Science Spotlight

Lymph node T-cells induced by live attenuated vaccines protect against SIV

Image of component, killed, and live vaccines
Schematic of various vaccine types. Whole virus may be inactivated by heat or chemicals, subunit vaccines may be generated by breaking open viruses or expressing specific proteins, and live attenuated viruses, the subject of this paper, may be generated by serial passage or mutation of specific genes to reduce the virus viability.
Image modified under CC-BY-SA license from Wikispaces

More than thirty years of effort have gone into the development of an HIV vaccine. Several vaccine candidates have been tested, including whole killed virus, expressed proteins, and recombinant virus vectors (a non-HIV virus expressing HIV genes). However, the most effective vaccine strategy tested to date, capable of complete protection in a rhesus macaque model, involves the use of a live attenuated virus (LAV) (Daniel et al., 1992).

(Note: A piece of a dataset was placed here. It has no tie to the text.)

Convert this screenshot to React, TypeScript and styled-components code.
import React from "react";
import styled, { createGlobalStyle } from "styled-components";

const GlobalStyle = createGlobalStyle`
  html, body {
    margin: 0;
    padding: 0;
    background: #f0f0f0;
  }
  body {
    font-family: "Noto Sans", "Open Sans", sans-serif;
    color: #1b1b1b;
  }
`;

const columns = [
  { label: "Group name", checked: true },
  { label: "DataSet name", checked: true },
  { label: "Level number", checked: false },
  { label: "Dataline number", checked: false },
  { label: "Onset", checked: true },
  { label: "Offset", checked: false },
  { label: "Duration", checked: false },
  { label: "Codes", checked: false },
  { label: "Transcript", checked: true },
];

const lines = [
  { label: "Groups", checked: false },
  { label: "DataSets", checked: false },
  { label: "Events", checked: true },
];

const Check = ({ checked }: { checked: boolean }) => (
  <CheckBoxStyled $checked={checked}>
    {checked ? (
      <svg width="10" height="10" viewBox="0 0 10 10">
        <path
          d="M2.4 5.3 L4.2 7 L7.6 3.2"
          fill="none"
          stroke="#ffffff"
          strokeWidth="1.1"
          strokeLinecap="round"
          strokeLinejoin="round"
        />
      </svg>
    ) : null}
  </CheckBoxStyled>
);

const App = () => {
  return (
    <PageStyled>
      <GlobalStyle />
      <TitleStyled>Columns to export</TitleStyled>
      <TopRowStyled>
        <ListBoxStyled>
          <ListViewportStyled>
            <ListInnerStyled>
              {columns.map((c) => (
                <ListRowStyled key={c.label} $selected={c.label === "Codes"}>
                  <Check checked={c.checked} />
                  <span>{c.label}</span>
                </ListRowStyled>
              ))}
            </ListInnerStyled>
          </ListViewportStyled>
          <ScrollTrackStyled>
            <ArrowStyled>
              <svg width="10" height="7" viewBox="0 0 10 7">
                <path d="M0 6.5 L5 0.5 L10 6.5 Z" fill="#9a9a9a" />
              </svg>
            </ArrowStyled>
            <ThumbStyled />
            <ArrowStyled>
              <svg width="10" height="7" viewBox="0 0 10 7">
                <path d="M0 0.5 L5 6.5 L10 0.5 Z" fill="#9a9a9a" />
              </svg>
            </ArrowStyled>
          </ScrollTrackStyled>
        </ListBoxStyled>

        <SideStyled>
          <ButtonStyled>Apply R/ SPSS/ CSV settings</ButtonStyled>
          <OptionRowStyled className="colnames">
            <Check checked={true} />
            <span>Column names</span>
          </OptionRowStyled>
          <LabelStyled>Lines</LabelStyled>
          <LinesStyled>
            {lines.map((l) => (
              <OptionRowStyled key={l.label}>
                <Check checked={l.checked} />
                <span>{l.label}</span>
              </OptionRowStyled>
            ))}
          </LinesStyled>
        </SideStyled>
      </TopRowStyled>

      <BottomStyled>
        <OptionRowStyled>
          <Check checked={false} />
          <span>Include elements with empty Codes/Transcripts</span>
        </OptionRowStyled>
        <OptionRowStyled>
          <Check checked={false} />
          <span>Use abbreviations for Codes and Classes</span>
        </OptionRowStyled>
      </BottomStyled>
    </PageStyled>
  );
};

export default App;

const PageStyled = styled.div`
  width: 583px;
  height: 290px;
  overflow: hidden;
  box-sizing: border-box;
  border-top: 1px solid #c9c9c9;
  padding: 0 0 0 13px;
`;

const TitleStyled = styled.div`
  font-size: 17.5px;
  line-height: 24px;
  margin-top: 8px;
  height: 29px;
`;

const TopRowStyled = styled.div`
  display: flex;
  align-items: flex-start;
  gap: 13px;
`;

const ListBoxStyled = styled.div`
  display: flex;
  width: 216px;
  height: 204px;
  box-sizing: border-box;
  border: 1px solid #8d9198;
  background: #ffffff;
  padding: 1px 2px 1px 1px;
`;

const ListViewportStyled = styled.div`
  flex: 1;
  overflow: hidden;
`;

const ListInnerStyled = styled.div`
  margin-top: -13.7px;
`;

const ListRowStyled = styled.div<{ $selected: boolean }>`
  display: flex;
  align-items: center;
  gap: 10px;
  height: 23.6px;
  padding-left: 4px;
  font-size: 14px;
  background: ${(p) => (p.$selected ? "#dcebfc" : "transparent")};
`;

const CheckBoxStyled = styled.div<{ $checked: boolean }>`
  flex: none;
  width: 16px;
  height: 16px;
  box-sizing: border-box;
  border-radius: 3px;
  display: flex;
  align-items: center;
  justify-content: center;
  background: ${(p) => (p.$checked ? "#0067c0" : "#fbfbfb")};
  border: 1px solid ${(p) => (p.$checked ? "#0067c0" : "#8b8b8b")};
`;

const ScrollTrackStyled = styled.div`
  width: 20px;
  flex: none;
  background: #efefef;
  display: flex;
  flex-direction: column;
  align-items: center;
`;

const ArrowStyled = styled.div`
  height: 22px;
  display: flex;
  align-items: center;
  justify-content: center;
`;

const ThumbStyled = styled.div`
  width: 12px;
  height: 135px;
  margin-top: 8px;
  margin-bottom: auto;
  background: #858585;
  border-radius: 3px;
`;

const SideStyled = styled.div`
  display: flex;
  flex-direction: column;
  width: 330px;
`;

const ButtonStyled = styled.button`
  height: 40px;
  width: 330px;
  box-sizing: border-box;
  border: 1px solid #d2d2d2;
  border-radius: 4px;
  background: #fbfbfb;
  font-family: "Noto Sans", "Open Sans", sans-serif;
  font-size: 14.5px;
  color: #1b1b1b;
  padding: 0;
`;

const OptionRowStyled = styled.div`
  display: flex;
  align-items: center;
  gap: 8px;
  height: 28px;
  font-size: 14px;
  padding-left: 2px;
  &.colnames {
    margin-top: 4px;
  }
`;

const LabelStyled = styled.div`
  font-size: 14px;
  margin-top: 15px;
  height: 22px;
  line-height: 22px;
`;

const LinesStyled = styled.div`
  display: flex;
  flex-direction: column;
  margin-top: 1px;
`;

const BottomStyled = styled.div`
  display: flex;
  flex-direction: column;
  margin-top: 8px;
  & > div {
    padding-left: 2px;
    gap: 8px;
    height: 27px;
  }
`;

In LAV vaccines, one or more viral genes are deleted to attenuate the virus, reducing both the pathogenicity and the ability of the virus to replicate. However, the protection afforded by LAV vaccines decreases as the viral attenuation increases. Because of this correlation, LAV vaccines are unlikely to be used in humans, because an effective vaccine would also have a high risk of mutating into a pathogenic virus. Understanding how LAV vaccines confer protection could help direct vaccine development to more closely mimic the vaccine targets and immune response that is so effective in LAV vaccines. To approach this question, Dr. Paul T. Edlefsen (Vaccine and Infectious Disease Division), along with collaborators, used a panel of LAV vaccines to correlate their elicited immune responses with vaccine efficacy.
Animals were vaccinated with one of five different LAVs of varying attenuation. These different viruses should result in varying immune responses and consequently diverse levels of protection, permitting statistical correlations between the immune response to each LAV and vaccine effectiveness.  As expected, this vaccination strategy led to a spectrum of protection, and after challenge, 25 out of 32 animals were at least partially protected, and 19 were completely protected from subsequent SIV challenge.

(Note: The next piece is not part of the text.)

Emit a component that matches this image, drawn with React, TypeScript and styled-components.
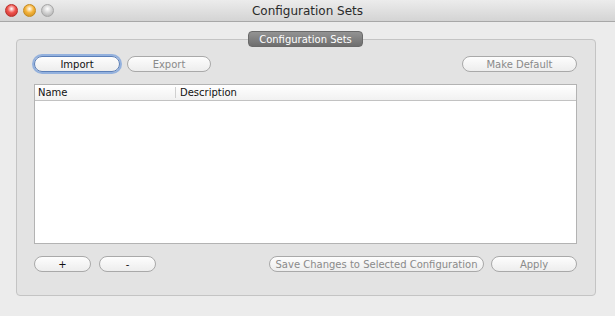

Of the 11 immune parameters tested, only the magnitude of SIV-reactive CD4+ (p=0.0036) and CD8+ (p=0.007) T-cell responses in the lymph node statistically predicted the ability of the LAV vaccine to protect in this study. The authors also found that the level of LAV RNA in the lymph node was positively correlated with the magnitude of the T-cell response, suggesting that replicating LAV in the lymph node help stimulate and maintain LAV-specific T-cells in the lymph node. A microarray analysis found that the protected group upregulated T-cell receptor signaling genes and granzymes, while the unprotected group did not, suggesting that the protected group had a higher and faster T-cell response in the lymph node than the unprotected group.

After the initial infection, HIV infects local white blood cells that then carry the virus through the blood to the lymph nodes. This study suggests that vaccination with a virus capable of replicating in these lymph nodes can prime and, importantly, maintain potent SIV-specific T-cells at this site. These activated cells may be able to intercept, control, and possibly clear virus at an early stage of infection. One can imagine that expressing HIV genes in a different virus backbone that also stimulates T-cell responses in the lymph node may provide a safe and effective alternative to a live attenuated HIV vaccine.

Fukazawa Y, Park H, Cameron MJ, et al. 2012. Lymph node T cell responses predict the efficacy of live attenuated SIV vaccines. Nat Med. 2012 Sep 9. Epub ahead of print, doi: 10.1038/nm.2934.